**EXERCISE**
Identify each line below containing the string "styled" and copy it.

******

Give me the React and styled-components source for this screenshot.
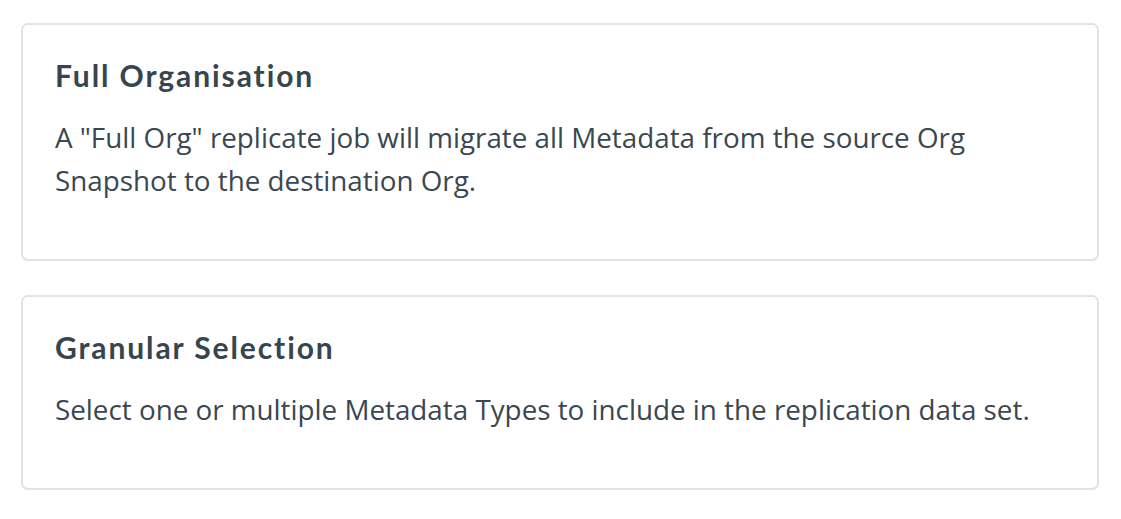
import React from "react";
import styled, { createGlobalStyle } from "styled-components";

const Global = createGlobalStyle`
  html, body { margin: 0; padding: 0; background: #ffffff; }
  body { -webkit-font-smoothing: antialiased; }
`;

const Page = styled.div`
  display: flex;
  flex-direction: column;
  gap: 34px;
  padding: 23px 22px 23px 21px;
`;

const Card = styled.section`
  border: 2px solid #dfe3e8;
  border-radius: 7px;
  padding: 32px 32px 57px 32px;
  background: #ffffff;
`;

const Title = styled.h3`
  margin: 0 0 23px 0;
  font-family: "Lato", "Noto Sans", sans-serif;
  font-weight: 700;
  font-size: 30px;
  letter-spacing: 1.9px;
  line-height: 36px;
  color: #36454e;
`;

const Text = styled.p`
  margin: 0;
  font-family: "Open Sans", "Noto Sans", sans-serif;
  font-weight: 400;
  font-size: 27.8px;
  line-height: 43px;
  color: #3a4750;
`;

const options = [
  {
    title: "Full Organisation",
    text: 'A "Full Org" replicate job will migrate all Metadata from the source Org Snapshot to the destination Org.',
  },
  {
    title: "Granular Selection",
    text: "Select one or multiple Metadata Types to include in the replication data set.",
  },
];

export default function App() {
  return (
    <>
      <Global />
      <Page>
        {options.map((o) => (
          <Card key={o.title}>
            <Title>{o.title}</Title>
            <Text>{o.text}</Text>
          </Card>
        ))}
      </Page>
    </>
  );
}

******

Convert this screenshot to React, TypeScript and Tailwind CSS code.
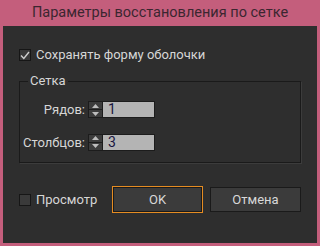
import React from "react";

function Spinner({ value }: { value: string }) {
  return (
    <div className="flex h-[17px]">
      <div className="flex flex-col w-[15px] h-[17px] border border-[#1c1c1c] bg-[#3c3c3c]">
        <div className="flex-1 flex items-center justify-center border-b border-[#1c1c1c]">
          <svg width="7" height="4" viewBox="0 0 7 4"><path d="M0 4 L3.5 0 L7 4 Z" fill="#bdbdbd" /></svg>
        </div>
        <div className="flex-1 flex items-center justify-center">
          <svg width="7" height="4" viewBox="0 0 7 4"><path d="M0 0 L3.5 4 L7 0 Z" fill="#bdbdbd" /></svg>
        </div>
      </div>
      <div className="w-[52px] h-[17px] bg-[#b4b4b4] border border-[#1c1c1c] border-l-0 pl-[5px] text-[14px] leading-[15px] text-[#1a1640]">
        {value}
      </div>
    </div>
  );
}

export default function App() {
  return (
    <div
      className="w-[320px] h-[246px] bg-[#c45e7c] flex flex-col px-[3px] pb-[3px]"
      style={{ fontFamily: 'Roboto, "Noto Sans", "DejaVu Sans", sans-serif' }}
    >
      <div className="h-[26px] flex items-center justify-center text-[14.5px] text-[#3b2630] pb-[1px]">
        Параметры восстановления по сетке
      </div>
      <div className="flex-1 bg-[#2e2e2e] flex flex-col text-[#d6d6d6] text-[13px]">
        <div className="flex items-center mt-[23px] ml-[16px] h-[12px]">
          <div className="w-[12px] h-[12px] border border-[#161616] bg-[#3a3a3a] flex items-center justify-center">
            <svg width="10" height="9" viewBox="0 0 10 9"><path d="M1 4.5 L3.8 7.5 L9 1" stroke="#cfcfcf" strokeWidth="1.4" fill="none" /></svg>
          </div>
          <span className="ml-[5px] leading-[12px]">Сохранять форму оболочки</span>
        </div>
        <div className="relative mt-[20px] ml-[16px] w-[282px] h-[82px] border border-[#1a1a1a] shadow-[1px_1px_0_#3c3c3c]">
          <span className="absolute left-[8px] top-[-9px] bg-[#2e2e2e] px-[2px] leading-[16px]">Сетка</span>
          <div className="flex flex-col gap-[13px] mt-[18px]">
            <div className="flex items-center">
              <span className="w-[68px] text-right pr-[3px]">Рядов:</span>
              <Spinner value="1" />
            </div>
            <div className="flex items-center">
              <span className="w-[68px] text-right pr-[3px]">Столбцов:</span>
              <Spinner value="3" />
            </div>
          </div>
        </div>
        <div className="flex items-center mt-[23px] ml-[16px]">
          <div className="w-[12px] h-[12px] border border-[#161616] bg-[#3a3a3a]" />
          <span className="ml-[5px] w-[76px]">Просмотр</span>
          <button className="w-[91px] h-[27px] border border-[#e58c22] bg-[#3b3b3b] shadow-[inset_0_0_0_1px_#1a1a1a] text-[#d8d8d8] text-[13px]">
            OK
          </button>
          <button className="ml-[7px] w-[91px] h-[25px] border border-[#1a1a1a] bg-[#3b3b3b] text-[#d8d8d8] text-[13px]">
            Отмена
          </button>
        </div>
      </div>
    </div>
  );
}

******

**WRITTEN REPLY**
Give me the React and styled-components source for this screenshot.
import styled, { createGlobalStyle } from "styled-components";
const Page = styled.div`
const Card = styled.section`
const Title = styled.h3`
const Text = styled.p`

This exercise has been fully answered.